Importantly, the Tucker Act does not authorize tort claims such as negligence or personal injury. Instead, it focuses on monetary claims where Congress has waived sovereign immunity.

Tucker Act and the Court of Federal Claims

Jurisdiction under the Tucker Act is primarily exercised by the U.S. Court of Federal Claims, which hears cases seeking damages over $10,000. For claims of $10,000 or less, concurrent jurisdiction exists with U.S. district courts under the “Little Tucker Act.” This division ensures both small and large claims against the government can be addressed in the appropriate forum.

Money-Mandating Requirement

The Tucker Act itself does not guarantee payment. Instead, plaintiffs must identify a “money-mandating” source of law—such as a specific statute, regulation, or contract—that entitles them to compensation. Without such a basis, the Court of Federal Claims will lack jurisdiction, even if the dispute involves federal action. Courts carefully examine whether the legal foundation invoked truly obligates the government to pay money damages.

Takings Claims under the Fifth Amendment

One of the most recognized applications of the Tucker Act is for takings claims under the Fifth Amendment. Property owners may sue for just compensation when government action results in a physical taking or regulatory taking of private property. These claims are exclusively monetary and must be brought in the Court of Federal Claims unless they fall under the monetary threshold of the Little Tucker Act.

Tucker Act vs. APA Claims

Tucker Act cases sometimes intersect with the Administrative Procedure Act (APA). The APA permits judicial review of federal agency actions, often for declaratory or injunctive relief, while the Tucker Act focuses on money damages. Courts scrutinize whether a plaintiff’s claim is truly about compensation (Tucker Act) or about challenging agency actions (APA). Mislabeling a Tucker Act claim as an APA claim—or vice versa—can lead to dismissal for lack of jurisdiction.

Exclusions and Limitations

Not all disputes against the government can proceed under the Tucker Act. Claims sounding in tort, such as fraud or negligence, fall outside its jurisdiction. Additionally, claims for equitable relief, unless ancillary to a money judgment, are generally excluded. Congress has also created special statutes for particular areas, such as tax refunds, which operate alongside or outside the Tucker Act framework.

Frequently Asked Questions

  1. What types of claims fall under the Tucker Act?
    Claims for monetary damages based on contracts, statutes, regulations, or the Constitution, particularly takings claims, are covered.
  2. What is the difference between the Tucker Act and the Little Tucker Act?
    The Tucker Act applies to claims over $10,000 in the Court of Federal Claims, while the Little Tucker Act allows smaller claims ($10,000 or less) in district courts.
  3. Can you bring a tort claim under the Tucker Act?
    No.

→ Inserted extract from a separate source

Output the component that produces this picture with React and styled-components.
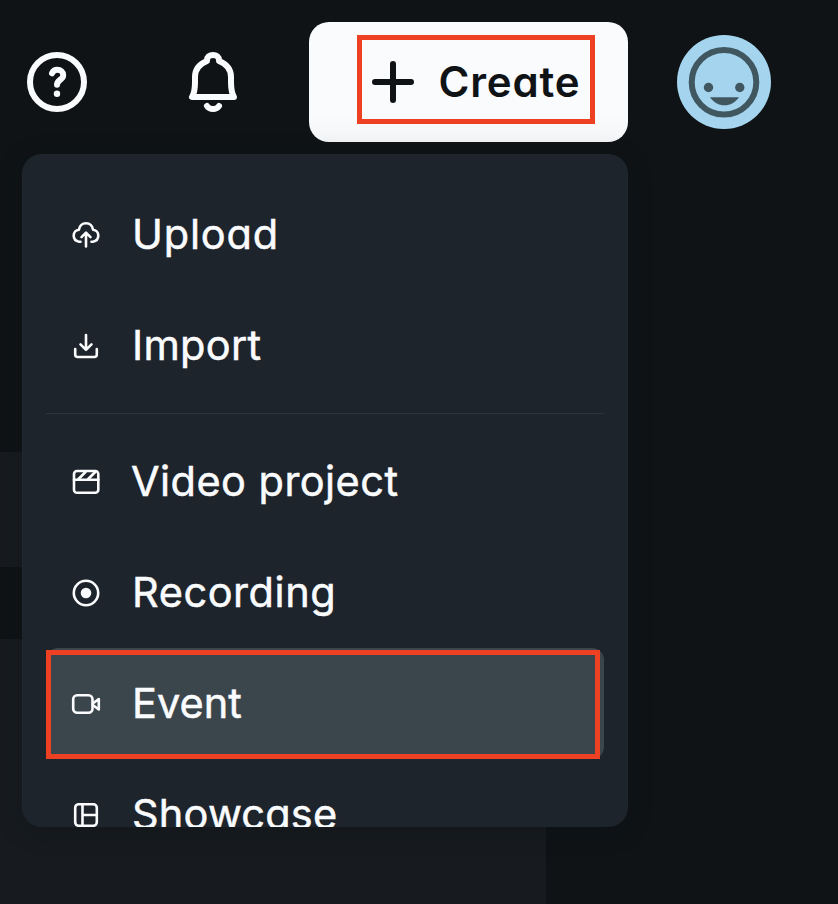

Tort claims, such as negligence, must be brought under other statutes like the Federal Tort Claims Act, not the Tucker Act.
  4. Why is the “money-mandating” requirement important?
    Because the Tucker Act does not itself create a right to damages, plaintiffs must point to another law or contract that obligates the government to pay.
  5. How do Tucker Act claims differ from APA claims?
    Tucker Act claims seek money damages, while APA claims usually challenge agency actions for declaratory or injunctive relief.